En conséquence, et surtout en ce qui concerne la photo, je trouve que c’est particulièrement intéressant car cela permet de donner une troisième, voire une quatrième dimension à la série. Il permet de lui donner corps. Et c’est exactement ce que j’ai fait avec mon livre !
De l’idée à la réalisation
J’étais donc avec mes 20 images de végétaux et je me demandais comment je pourrais leur donner corps. La première chose qui m’est venue à l’esprit, c’est que je voulais les présenter comme des planches d’herbier. Ainsi, chaque planche pourrait être consultée de manière indépendante. Pas de reliure à proprement parler donc. À priori, ça me simplifiait la vie étant donné que j’avais décidé de réaliser ce livre entièrement manuellement, par moi-même. Sauf que dans le cas présent, il me fallait donc une boîte pour contenir mes planches. Et la réalisation d’une boîte, ce n’est pas une mince affaire !!
Les planches
Mais avant toute chose, je devais m’occuper des planches. Comment les distinguer de la série des photos ? Est-ce qu’on ne risquait pas de les confondre avec un simple portoflio ? Et comment faire pour les textes ? Dans les images originales, ils sont en français et en chinois or je souhaitais élargir mon audience à un public anglophone et italophone. Il me fallait donc un espace pour la traduction.
J’ai donc décidé de mettre les photos dans un double feuillet, avec sur la gauche les textes dans les 4 langues et sur la droite la photo débarrassée du texte incrusté. Mais ça me paraissait un peu fade et plat, surtout lorsque le feuillet était fermé. J’étais face à une page totalement vide et ça n’allait pas du tout. C’est alors que j’ai eu l’idée de découper des petites « fenêtres » qui puissent permettre d’avoir un aperçu de l’image avant l’ouverture.
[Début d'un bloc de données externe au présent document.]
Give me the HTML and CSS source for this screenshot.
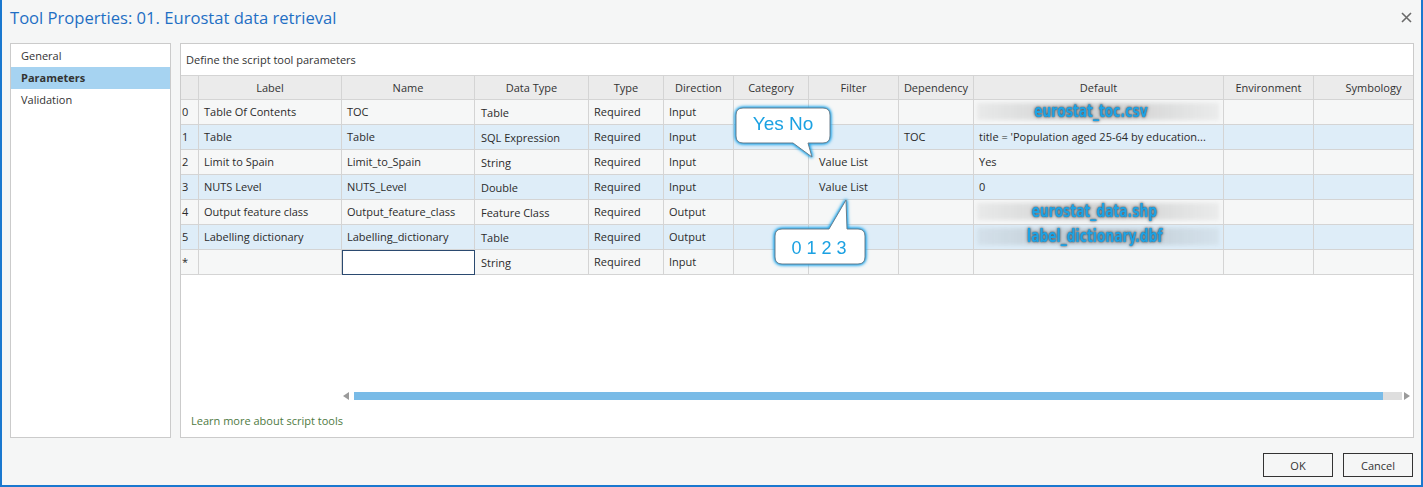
FILE: index.html
```html
<!DOCTYPE html>
<html lang="en">
<head>
<meta charset="utf-8">
<title>Tool Properties</title>
<link rel="stylesheet" href="styles.css">
</head>
<body>
<div class="window">
  <div class="titlebar">
    <h1 class="title">Tool Properties: 01. Eurostat data retrieval</h1>
    <button class="close" aria-label="Close">
      <svg width="11" height="11" viewBox="0 0 11 11"><path d="M1 1 L10 10 M10 1 L1 10" stroke="#6a6a6a" stroke-width="1.6" fill="none"/></svg>
    </button>
  </div>
  <div class="main">
    <nav class="nav">
      <div class="nav-item">General</div>
      <div class="nav-item active">Parameters</div>
      <div class="nav-item">Validation</div>
    </nav>
    <section class="panel">
      <div class="intro">Define the script tool parameters</div>
      <div class="grid">
        <div class="row head">
          <div class="c idx"></div><div class="c">Label</div><div class="c">Name</div><div class="c">Data Type</div><div class="c">Type</div><div class="c">Direction</div><div class="c">Category</div><div class="c">Filter</div><div class="c">Dependency</div><div class="c">Default</div><div class="c">Environment</div><div class="c">Symbology</div>
        </div>
        <div class="row">
          <div class="c idx">0</div><div class="c">Table Of Contents</div><div class="c">TOC</div><div class="c dt">Table</div><div class="c">Required</div><div class="c">Input</div><div class="c"></div><div class="c"></div><div class="c"></div><div class="c def-file shift"><span class="smudge"></span><span class="fname">eurostat_toc.csv</span></div><div class="c"></div><div class="c"></div>
        </div>
        <div class="row alt">
          <div class="c idx">1</div><div class="c">Table</div><div class="c">Table</div><div class="c dt">SQL Expression</div><div class="c">Required</div><div class="c">Input</div><div class="c"></div><div class="c"></div><div class="c">TOC</div><div class="c">title = 'Population aged 25-64 by education...</div><div class="c"></div><div class="c"></div>
        </div>
        <div class="row">
          <div class="c idx">2</div><div class="c">Limit to Spain</div><div class="c">Limit_to_Spain</div><div class="c dt">String</div><div class="c">Required</div><div class="c">Input</div><div class="c"></div><div class="c filt">Value List</div><div class="c"></div><div class="c">Yes</div><div class="c"></div><div class="c"></div>
        </div>
        <div class="row alt">
          <div class="c idx">3</div><div class="c">NUTS Level</div><div class="c">NUTS_Level</div><div class="c dt">Double</div><div class="c">Required</div><div class="c">Input</div><div class="c"></div><div class="c filt">Value List</div><div class="c"></div><div class="c">0</div><div class="c"></div><div class="c"></div>
        </div>
        <div class="row">
          <div class="c idx">4</div><div class="c">Output feature class</div><div class="c">Output_feature_class</div><div class="c dt">Feature Class</div><div class="c">Required</div><div class="c">Output</div><div class="c"></div><div class="c"></div><div class="c"></div><div class="c def-file"><span class="smudge"></span><span class="fname">eurostat_data.shp</span></div><div class="c"></div><div class="c"></div>
        </div>
        <div class="row alt">
          <div class="c idx">5</div><div class="c">Labelling dictionary</div><div class="c">Labelling_dictionary</div><div class="c dt">Table</div><div class="c">Required</div><div class="c">Output</div><div class="c"></div><div class="c"></div><div class="c"></div><div class="c def-file"><span class="smudge"></span><span class="fname">label_dictionary.dbf</span></div><div class="c"></div><div class="c"></div>
        </div>
        <div class="row">
          <div class="c idx">*</div><div class="c"></div><div class="c edit"></div><div class="c dt">String</div><div class="c">Required</div><div class="c">Input</div><div class="c"></div><div class="c"></div><div class="c"></div><div class="c"></div><div class="c"></div><div class="c"></div>
        </div>
      </div>
      <div class="filler"></div>
      <div class="hscroll">
        <span class="arrow arrow-left"></span>
        <div class="track"><div class="thumb"></div></div>
        <span class="arrow arrow-right"></span>
      </div>
      <div class="learn"><a class="learn-link" href="#">Learn more about script tools</a></div>

      <svg class="callout callout-yes" width="110" height="62" viewBox="0 0 110 62">
        <path class="bubble" d="M15 6 H95 Q102 6 102 13 V34 Q102 41 95 41 H80 L84 55 L65 41 H15 Q8 41 8 34 V13 Q8 6 15 6 Z"/>
        <text class="bubble-text" x="55" y="28" text-anchor="middle">Yes No</text>
      </svg>
      <svg class="callout callout-num" width="104" height="76" viewBox="0 0 104 76">
        <path class="bubble" d="M14 35 H61 L78 6 L79 35 H90 Q97 35 97 42 V63 Q97 70 90 70 H14 Q7 70 7 63 V42 Q7 35 14 35 Z"/>
        <text class="bubble-text num" x="51" y="59.5" text-anchor="middle">0 1 2 3</text>
      </svg>
    </section>
  </div>
  <div class="footer">
    <button class="btn">OK</button>
    <button class="btn">Cancel</button>
  </div>
</div>
</body>
</html>
```

FILE: styles.css
```css
* { box-sizing: border-box; }

html, body { margin: 0; padding: 0; }

body {
  width: 1423px;
  height: 487px;
  overflow: hidden;
  font-family: "Open Sans", "Noto Sans", "DejaVu Sans", sans-serif;
  font-size: 11px;
  color: #2b2b2b;
  background: #f5f6f6;
}

.window {
  height: 487px;
  display: flex;
  flex-direction: column;
  background: #f5f6f6;
  border: 2px solid #1a78cf;
  border-top: 0;
}

/* title bar */
.titlebar {
  height: 43px;
  flex: none;
  display: flex;
  justify-content: space-between;
  align-items: flex-start;
  padding-left: 8px;
}

.title {
  margin: 0;
  padding-top: 7px;
  font-size: 16.6px;
  line-height: 22px;
  font-weight: 400;
  color: #1f6fc4;
}

.close {
  margin: 12px 9px 0 0;
  padding: 0;
  width: 11px;
  height: 11px;
  border: 0;
  background: none;
  display: flex;
}

/* main */
.main {
  height: 395px;
  flex: none;
  display: flex;
  gap: 9px;
  padding: 0 7px 0 8px;
}

.nav {
  width: 161px;
  flex: none;
  background: #fff;
  border: 1px solid #cbcbcb;
  padding-top: 1px;
}

.nav-item {
  height: 22px;
  line-height: 22px;
  padding-left: 10px;
  color: #333;
}

.nav-item.active {
  background: #a6d3f1;
  font-weight: 700;
}

.panel {
  flex: 1;
  min-width: 0;
  position: relative;
  background: #fff;
  border: 1px solid #cbcbcb;
  display: flex;
  flex-direction: column;
}

.intro {
  height: 31px;
  line-height: 31px;
  padding-left: 5px;
  color: #333;
  flex: none;
}

/* grid */
.grid {
  border-top: 1px solid #d4d4d4;
  overflow: hidden;
  flex: none;
}

.row {
  display: grid;
  grid-template-columns: 18px 143px 133px 114px 75px 70px 75px 90px 75px 250px 90px 120px;
  height: 25px;
  background: #f6f7f7;
}

.row.alt { background: #deedf8; }

.row.head {
  height: 24px;
  background: #ebebeb;
}

.c {
  border-right: 1px solid #d4d4d4;
  border-bottom: 1px solid #d4d4d4;
  padding-left: 5px;
  line-height: 24px;
  white-space: nowrap;
  overflow: hidden;
  color: #2b2b2b;
}

.row.head .c {
  text-align: center;
  padding-left: 0;
  line-height: 23px;
  color: #333;
}

.c.idx { padding-left: 1px; }
.c.dt { padding-left: 6px; line-height: 26px; }
.c.filt { padding-left: 10px; }

.c.edit {
  background: #fff;
  border: 1px solid #2b4a70;
}

.def-file {
  position: relative;
  text-align: center;
  padding-left: 0;
  padding-right: 8px;
}

.def-file.shift { padding-right: 16px; }

.smudge {
  position: absolute;
  left: 3px;
  right: 4px;
  top: 3px;
  bottom: 4px;
  background: linear-gradient(90deg, rgba(150,150,150,0.14), rgba(110,110,110,0.26) 40%, rgba(110,110,110,0.26) 60%, rgba(150,150,150,0.12));
  filter: blur(2px);
}

.fname {
  position: relative;
  display: inline-block;
  font-family: "Liberation Sans Narrow", "DejaVu Sans Condensed", "Liberation Sans", sans-serif;
  font-weight: 700;
  font-size: 17px;
  line-height: 22px;
  color: #1ea3e4;
  transform: scaleX(0.8);
  text-shadow: 0 0 2px #3a4a5a, 0 0 4px #666;
}

.filler { flex: 1; }

/* scrollbar */
.hscroll {
  height: 8px;
  flex: none;
  display: flex;
  align-items: center;
  margin: 0 3px 0 162px;
}

.arrow {
  width: 0;
  height: 0;
  border-top: 4px solid transparent;
  border-bottom: 4px solid transparent;
  flex: none;
}

.arrow-left { border-right: 6px solid #9a9a9a; margin-right: 5px; }
.arrow-right { border-left: 6px solid #9a9a9a; margin-left: 2px; }

.track {
  flex: 1;
  height: 8px;
  background: #dedede;
  display: flex;
}

.thumb {
  width: 1029px;
  background: #79bbe7;
}

.learn {
  height: 37px;
  flex: none;
  display: flex;
  align-items: center;
  padding: 3px 0 0 10px;
}

.learn-link {
  color: #4f7a3f;
  text-decoration: none;
}

/* callouts */
.callout {
  position: absolute;
  overflow: visible;
  filter: drop-shadow(0 0 1.5px #14a2ea) drop-shadow(0 0 1.5px #14a2ea);
}

.callout-yes { left: 547px; top: 58px; }
.callout-num { left: 587px; top: 150px; }

.bubble {
  fill: #fff;
  stroke: #6d7f8c;
  stroke-width: 1;
}

.bubble-text {
  font-family: "Liberation Sans", Arial, sans-serif;
  font-size: 19px;
  fill: #1ba1e2;
}

.bubble-text.num { font-size: 18px; }

/* footer */
.footer {
  flex: 1;
  display: flex;
  justify-content: flex-end;
  align-items: flex-start;
  gap: 10px;
  padding: 15px 8px 0 0;
}

.btn {
  width: 70px;
  height: 24px;
  border: 1px solid #333;
  background: transparent;
  font-family: "Open Sans", "Noto Sans", sans-serif;
  font-size: 11px;
  color: #333;
  padding: 0;
}
```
Et en fait ça marche bien car ça attise vraiment la curiosité et donne à chaque fois l’envie de découvrir le mystère qui se cache. Et pour adoucir le tout mais aussi pour apporter une jolie finition, j’ai arrondi toutes les pages aux coins. Je vous promet, je suis devenue la reine de la découpe 😉
Enfin, pour qu’un herbier soit digne de ce nom je devais quand même nommer mes légumes et mes fruits. Après de longues recherches j’ai enfin réussi – avec plus ou moins de certitude – à trouver leurs noms scientifiques. Je les ai réunis dans une dernière planche que j’ai collée dans le fond de la boîte.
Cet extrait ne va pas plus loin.